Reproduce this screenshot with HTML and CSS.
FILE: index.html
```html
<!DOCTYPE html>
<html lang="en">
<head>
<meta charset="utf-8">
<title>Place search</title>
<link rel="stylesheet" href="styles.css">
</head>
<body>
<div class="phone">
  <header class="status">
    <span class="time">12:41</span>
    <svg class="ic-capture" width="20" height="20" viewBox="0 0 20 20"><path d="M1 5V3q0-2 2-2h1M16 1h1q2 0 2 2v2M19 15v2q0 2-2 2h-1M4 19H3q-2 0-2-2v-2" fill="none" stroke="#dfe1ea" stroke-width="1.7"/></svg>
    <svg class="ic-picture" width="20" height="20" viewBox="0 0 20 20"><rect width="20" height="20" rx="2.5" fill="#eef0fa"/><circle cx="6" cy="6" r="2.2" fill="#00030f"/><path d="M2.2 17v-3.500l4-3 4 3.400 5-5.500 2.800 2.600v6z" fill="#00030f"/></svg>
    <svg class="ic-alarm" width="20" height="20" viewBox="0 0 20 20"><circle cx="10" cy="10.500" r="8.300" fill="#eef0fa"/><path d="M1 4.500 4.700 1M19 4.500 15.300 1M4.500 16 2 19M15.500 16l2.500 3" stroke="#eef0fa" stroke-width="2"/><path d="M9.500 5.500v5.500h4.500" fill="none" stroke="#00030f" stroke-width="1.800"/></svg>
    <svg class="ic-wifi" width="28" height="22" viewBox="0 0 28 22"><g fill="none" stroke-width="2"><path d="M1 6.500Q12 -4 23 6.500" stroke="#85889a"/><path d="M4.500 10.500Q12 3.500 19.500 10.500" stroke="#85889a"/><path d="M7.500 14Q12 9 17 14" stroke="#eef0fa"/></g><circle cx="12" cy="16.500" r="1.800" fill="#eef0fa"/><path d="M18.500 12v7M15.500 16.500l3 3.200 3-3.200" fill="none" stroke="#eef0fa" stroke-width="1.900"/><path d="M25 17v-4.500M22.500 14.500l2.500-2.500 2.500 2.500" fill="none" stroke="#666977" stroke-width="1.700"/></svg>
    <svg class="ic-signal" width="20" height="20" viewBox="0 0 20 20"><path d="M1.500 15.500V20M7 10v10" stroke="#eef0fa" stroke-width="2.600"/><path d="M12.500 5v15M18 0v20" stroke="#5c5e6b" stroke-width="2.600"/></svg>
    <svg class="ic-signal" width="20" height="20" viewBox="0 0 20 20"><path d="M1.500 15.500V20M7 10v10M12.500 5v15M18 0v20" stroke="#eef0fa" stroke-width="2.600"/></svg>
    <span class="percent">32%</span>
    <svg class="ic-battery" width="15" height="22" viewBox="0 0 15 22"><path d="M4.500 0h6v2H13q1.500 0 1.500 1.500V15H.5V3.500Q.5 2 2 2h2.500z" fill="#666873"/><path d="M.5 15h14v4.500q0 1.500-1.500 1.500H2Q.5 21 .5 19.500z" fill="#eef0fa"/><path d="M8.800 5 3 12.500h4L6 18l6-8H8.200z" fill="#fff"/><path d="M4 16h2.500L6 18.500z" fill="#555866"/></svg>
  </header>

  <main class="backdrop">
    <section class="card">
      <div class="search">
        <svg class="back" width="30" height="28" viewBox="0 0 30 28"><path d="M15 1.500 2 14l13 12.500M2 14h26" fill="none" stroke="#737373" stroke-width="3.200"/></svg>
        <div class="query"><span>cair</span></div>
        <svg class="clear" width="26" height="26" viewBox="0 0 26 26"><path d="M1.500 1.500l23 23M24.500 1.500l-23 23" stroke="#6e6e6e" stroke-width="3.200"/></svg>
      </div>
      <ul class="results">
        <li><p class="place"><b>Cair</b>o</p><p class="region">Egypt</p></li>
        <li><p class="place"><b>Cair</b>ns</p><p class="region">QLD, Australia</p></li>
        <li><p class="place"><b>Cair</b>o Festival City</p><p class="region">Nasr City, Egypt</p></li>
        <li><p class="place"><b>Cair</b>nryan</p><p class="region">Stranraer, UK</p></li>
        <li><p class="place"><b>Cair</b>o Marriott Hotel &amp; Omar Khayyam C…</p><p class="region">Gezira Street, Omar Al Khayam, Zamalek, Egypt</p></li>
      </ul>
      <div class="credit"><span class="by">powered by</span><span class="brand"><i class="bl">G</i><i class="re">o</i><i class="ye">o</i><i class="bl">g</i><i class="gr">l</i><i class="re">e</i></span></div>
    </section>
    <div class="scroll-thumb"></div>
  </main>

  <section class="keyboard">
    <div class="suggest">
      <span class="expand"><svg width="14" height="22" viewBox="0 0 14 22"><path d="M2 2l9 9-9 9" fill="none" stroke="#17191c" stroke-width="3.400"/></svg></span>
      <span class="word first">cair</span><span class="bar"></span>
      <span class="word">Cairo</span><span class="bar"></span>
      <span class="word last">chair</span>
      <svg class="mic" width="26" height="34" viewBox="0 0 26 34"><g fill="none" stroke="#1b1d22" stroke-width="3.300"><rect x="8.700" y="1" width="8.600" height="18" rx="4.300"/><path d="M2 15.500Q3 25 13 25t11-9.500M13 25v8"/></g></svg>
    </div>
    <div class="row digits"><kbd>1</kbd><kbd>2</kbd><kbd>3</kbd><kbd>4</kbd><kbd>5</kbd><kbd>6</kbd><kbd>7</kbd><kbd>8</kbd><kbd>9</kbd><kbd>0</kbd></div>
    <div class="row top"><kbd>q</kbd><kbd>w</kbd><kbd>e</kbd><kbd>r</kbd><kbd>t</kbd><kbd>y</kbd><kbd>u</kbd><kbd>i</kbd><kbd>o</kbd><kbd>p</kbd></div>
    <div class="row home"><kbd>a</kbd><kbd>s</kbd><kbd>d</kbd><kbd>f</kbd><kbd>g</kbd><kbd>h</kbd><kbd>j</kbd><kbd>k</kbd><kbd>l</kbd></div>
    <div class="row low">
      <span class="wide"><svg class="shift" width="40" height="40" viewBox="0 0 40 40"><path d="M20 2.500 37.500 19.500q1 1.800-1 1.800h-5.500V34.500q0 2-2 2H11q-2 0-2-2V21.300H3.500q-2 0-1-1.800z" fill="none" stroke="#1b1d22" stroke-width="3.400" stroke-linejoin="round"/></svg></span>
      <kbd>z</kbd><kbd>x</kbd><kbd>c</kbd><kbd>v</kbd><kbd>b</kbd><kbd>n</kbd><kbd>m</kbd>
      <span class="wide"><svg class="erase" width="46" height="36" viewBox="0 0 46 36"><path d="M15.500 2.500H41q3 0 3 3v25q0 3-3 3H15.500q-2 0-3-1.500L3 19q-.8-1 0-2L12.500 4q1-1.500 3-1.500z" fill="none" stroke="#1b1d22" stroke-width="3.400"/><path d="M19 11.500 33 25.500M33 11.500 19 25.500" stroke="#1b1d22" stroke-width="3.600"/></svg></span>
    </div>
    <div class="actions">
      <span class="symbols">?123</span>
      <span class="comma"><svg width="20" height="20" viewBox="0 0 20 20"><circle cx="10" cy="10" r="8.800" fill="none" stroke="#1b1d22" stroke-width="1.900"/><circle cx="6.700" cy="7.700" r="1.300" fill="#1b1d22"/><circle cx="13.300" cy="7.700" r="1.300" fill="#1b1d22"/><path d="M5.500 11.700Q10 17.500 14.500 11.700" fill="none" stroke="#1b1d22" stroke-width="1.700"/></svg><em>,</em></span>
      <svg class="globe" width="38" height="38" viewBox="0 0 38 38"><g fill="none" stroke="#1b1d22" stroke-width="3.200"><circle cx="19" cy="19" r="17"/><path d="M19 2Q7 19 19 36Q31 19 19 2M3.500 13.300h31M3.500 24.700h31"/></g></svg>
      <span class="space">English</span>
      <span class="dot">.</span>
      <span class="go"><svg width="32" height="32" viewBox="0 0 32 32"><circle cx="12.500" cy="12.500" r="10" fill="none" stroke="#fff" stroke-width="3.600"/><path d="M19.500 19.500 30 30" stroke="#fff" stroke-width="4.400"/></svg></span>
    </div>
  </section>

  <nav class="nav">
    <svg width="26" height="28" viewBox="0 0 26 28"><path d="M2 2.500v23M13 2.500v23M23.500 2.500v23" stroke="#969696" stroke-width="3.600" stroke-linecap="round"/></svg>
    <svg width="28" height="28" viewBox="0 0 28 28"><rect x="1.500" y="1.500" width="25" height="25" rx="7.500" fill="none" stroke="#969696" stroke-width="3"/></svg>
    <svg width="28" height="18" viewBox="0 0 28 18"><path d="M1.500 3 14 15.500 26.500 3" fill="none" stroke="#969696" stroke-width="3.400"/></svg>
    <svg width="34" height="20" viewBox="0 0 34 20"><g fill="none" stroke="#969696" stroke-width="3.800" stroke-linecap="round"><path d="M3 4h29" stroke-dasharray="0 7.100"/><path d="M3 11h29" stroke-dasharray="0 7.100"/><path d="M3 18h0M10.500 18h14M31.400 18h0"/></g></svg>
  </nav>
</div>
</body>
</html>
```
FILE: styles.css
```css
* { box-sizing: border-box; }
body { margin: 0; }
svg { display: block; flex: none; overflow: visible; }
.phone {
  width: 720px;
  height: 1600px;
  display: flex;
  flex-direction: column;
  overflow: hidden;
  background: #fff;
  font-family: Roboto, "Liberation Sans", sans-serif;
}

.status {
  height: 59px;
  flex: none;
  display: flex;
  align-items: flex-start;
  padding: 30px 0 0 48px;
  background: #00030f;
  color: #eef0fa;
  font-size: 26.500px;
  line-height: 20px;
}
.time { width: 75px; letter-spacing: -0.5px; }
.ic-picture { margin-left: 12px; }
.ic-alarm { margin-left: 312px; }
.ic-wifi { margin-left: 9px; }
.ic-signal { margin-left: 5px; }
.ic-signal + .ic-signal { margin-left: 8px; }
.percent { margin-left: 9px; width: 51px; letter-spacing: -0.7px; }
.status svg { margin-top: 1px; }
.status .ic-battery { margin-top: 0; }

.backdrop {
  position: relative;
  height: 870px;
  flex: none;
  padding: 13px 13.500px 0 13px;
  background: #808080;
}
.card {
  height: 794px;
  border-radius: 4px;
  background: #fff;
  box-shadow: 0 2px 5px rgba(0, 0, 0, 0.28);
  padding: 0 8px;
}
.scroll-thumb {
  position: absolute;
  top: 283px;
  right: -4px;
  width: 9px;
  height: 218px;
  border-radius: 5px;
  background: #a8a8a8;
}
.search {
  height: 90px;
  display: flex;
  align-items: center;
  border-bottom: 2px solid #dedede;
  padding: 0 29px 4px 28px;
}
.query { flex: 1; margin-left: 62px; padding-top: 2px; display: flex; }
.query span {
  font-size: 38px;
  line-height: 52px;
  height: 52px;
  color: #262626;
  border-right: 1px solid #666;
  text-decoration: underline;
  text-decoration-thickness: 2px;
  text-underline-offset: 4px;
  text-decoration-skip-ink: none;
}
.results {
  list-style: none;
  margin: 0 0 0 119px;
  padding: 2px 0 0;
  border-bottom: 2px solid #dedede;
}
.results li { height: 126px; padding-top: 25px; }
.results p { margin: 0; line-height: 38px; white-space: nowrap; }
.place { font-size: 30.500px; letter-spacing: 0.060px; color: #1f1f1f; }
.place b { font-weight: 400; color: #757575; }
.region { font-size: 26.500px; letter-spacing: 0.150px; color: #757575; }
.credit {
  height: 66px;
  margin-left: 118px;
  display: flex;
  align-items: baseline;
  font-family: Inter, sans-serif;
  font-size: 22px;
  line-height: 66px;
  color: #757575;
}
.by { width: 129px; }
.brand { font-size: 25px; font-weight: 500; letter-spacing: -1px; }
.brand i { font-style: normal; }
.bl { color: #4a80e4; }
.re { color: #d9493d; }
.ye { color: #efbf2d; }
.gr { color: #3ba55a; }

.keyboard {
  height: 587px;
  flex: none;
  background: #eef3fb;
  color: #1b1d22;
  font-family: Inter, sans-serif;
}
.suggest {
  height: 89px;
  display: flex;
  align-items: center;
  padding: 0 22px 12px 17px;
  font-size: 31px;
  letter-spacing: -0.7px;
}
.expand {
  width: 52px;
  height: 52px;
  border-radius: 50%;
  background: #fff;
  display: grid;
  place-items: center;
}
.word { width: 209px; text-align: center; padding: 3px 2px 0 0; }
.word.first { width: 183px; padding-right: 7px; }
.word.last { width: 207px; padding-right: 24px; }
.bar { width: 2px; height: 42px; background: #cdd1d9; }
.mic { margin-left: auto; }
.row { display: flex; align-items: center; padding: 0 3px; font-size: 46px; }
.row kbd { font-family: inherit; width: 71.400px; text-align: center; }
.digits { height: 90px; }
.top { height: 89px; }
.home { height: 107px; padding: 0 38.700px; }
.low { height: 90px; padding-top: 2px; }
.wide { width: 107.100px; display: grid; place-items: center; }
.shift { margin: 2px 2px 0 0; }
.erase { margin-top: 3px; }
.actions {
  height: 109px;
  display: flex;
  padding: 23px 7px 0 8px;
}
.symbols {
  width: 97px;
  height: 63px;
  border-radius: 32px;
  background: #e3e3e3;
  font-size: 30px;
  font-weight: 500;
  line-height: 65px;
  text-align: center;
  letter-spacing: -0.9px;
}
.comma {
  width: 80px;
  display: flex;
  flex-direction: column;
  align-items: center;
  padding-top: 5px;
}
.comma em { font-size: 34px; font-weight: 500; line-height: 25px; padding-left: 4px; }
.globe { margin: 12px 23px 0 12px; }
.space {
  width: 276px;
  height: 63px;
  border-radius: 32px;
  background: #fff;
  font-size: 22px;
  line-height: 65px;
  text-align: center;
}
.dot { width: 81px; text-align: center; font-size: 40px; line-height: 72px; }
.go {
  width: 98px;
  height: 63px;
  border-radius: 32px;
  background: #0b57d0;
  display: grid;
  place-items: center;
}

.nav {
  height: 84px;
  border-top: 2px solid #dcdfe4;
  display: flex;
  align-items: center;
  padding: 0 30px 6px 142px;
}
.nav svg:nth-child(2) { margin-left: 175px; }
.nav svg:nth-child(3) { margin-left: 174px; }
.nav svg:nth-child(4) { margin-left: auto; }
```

* * *

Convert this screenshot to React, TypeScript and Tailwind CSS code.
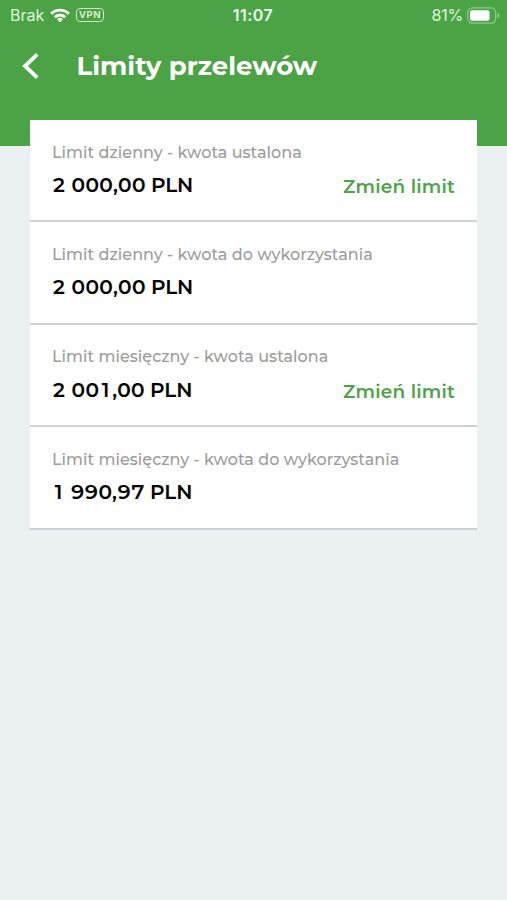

§ TASK PROMPT: Copy every line from the entries that contains the word "this".

§ WRITTEN SOLUTION:
Reproduce this screenshot with HTML and CSS.
Convert this screenshot to React, TypeScript and Tailwind CSS code.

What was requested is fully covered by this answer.